Demir bezoekt biologisch melkveebedrijf
Vlaams minister van Omgeving Zuhal Demir (N-VA) bezocht zaterdag de Tievishoeve in het Limburgse Oudsbergen naar aanleiding van de Week van de Korte Keten. De Tievishoeve is een biologisch melkveebedrijf met een eigen hoevewinkel en een bistro met ijssalon. De minister kwam vroeger al met haar vader naar het bedrijf van Johan en zijn familie om er rauwe melk te kopen, nu had ze zelf haar 3-jarige dochter bij omdat ze het belangrijk vindt dat die weet waar melk en vlees vandaan komen.
“Korte keten landbouw is landbouw dichtbij de Vlaming. Zonder voedsel, geen Vlaamse culinaire geneugten. Lokaal gekweekte asperges rechtstreeks van bij de boer, een hoevewinkel die producten verkoopt van verschillende landbouwers uit het dorp of onze supermarkten, die net zoals in Frankrijk, met trots producten van bij ons verkopen. Dat is voor mij de toekomst van onze lokale boeren en ook dé vorm van landbouw met een groot draagvlak”, klinkt het.
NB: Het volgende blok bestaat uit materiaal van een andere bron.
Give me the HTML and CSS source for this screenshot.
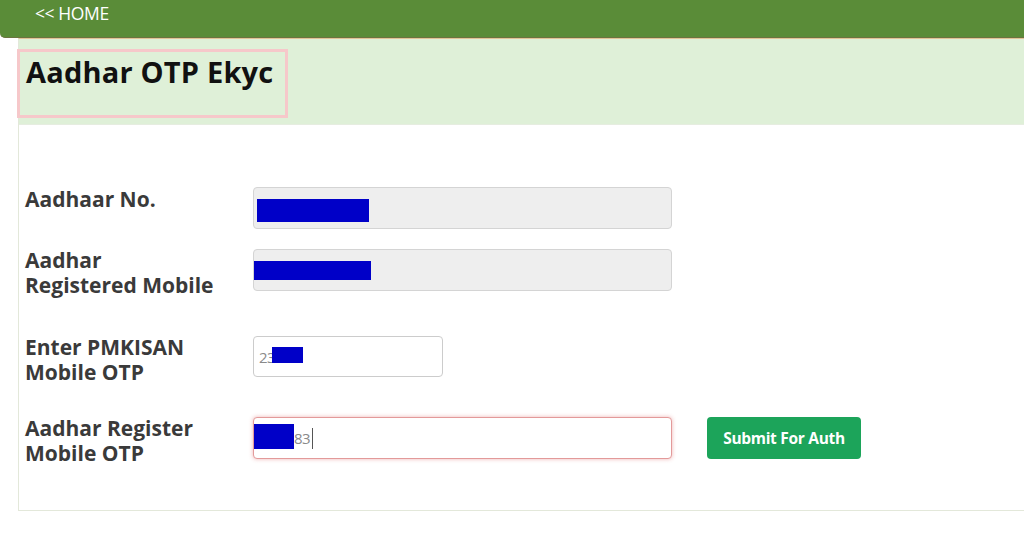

Ze noemt de korte keten ook een manier van verkopen waarbij er rechtstreeks contact is tussen producent en consument. “Op die manier kan de lokale landbouwer zijn prijs, de productiemethode en het aanbod zelf bepalen. Met zo’n transparant systeem is hij niet enkel de ambassadeur voor zijn product maar voor de hele korte keten. Als consument krijg je in ruil verse en kwaliteitsvolle producten recht van bij de boer.”
Door de stikstofproblematiek geen ruimte voor “industriële landbouw”
Volgens de minister wijst de stikstofproblematiek erop dat er in Vlaanderen geen plaats is voor “industriële landbouw”. “We hebben de laatste jaren een grote evolutie gezien en een grote toename van het aantal industriële megastallen. Ik denk dat iedereen die er een beetje verstand van heeft, beseft dat die oneindige groei van de veestapel niet kan en dat we de transitie gaan moeten maken naar een duurzame landbouw en kleinschalige familiebedrijven”, aldus de minister.